Hunter stood for an instant with his legs spread wide, looking down at
Young. Then he dropped to his knees and rolled the grievously wounded
man over on his back. The hand grasping the scalpel slowly pulled the
blade from the abdominal wound. Blood pulsed out upon the white tile.
Young was still barely alive.
Hunter walked toward the transmitter, where Ann stood, saying nothing,
her eyes wide and staring. A tremendous conflict was raging within
him. Running away was no solution, but what if he could destroy the
system itself? Break the mold and start anew.

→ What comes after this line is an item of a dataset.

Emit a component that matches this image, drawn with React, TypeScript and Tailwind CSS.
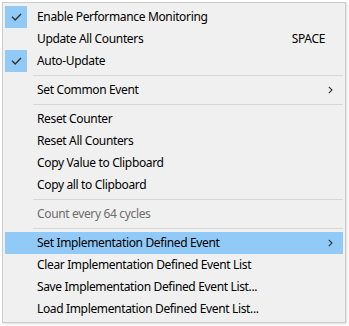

He had the instrument that would do it, the hundreds of obedient
slaves Young had already turned loose on the streets. With Ann's
transmitter he could transform the disciplined strike of human
automatons into a civic disaster. Terror and violence uprooting the
foundations of the city.
But a moment's madness could not overthrow the enduring rationality of
Hunter's adjustment index. To loose that horror was to set himself in
judgment upon the dreams and hopes, the perversion and the sublimity,
of his fellow men. To play at God--a delusion no different from Eric
Young's.
Savagely Hunter lifted a chair and started to swing it at the
transmitter. Instantly, Ann Saymer turned to face him, the blaster
clasped tightly in her hand.
"No, Max."
"But, Ann, those people outside are in desperate danger--"
"I've gone this far. I _won't_ turn back." In her voice was the
familiar drive, the ambition he knew so well. But now it seemed
different, a twisted distortion of something he had once admired.

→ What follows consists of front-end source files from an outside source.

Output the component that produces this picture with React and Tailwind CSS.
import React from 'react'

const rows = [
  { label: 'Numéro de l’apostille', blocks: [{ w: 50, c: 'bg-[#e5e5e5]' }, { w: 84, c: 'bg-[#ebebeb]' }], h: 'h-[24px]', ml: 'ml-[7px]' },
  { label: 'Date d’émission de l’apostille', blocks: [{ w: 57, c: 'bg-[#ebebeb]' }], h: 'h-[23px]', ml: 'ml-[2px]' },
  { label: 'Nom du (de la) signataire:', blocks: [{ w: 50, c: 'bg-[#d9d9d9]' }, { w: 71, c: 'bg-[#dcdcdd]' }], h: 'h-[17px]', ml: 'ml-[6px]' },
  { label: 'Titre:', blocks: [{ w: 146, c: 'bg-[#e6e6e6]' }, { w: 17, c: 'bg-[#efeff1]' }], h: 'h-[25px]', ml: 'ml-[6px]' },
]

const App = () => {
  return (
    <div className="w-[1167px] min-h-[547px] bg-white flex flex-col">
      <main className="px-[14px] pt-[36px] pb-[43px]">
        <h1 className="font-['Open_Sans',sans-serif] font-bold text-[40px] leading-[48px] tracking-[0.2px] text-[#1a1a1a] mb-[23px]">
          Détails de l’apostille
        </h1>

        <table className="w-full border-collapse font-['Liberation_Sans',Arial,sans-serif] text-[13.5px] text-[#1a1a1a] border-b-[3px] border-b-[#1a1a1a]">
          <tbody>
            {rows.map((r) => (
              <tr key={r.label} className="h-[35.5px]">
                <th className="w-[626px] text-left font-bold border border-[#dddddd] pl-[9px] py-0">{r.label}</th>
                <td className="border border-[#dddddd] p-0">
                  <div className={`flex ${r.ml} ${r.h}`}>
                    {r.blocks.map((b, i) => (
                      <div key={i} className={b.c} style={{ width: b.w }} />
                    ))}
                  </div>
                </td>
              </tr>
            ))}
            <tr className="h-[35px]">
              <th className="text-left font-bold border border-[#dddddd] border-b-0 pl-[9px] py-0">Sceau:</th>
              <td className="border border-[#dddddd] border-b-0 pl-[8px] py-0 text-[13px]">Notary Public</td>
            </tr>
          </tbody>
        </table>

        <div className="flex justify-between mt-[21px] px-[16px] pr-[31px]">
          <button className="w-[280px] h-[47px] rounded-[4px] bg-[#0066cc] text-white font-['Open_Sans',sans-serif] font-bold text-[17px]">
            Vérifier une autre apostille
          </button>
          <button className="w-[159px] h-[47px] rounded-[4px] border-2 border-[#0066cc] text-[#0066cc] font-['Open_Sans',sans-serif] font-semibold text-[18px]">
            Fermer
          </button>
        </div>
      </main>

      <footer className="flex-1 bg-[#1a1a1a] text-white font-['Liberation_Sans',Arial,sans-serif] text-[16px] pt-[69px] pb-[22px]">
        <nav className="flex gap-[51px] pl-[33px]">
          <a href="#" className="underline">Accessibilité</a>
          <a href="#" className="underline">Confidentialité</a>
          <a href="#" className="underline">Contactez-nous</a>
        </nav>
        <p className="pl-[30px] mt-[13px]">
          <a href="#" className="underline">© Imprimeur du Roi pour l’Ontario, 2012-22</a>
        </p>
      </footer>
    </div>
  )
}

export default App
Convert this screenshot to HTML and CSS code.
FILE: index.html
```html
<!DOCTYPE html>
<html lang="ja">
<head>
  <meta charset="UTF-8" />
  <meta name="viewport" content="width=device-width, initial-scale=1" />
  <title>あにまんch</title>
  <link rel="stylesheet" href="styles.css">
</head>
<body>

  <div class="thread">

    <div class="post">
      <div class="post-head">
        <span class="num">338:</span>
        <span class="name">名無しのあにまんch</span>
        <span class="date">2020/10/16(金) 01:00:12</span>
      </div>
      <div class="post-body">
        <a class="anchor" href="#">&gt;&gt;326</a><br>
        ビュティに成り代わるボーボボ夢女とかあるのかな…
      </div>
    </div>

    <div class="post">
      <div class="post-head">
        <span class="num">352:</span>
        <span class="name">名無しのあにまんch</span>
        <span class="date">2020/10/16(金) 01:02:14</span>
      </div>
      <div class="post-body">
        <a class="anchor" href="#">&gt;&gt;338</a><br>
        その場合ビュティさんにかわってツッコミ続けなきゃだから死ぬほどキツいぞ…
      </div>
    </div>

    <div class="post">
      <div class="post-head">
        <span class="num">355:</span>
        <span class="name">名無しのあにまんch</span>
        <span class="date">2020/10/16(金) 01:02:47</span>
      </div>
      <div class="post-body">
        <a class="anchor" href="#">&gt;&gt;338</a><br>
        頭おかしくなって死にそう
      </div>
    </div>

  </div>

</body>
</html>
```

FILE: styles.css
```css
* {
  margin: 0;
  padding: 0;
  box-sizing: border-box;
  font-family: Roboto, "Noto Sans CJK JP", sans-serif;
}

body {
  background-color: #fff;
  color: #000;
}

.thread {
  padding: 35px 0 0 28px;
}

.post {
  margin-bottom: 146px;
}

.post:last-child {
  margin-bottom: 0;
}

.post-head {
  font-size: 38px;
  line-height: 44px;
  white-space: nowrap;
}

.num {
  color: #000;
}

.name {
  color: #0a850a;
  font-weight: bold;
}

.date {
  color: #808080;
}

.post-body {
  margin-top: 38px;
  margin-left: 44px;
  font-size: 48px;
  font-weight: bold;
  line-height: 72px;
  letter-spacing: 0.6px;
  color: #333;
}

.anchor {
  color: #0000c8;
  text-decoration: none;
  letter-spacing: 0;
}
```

"We don't need Eric Young," she said. "He's bungled everything. You
and I, Max--" She caressed the transmitter affectionately. "With this,
we'll possess unlimited power."
"You mean, Ann--" He choked on the words. "You came here of your own
free will? You deliberately planned Mrs. Ames' murder?"
"She was dangerous, Max. She guessed too much. We knew that when we
monitored the call you made from the spaceport. But in the beginning
we weren't going to make you responsible. We thought the strangers in
the house--your attempt to expose the other woman who called herself
Mrs. Ames--would be enough to get you committed to a clinic. I didn't
want you to be hurt, Max."
"Why, Ann?" His voice was dead, emotionless. "Because you loved me? Or
because you wanted me to be your ace in the hole, if you failed to
manage Eric Young the way you thought you could?"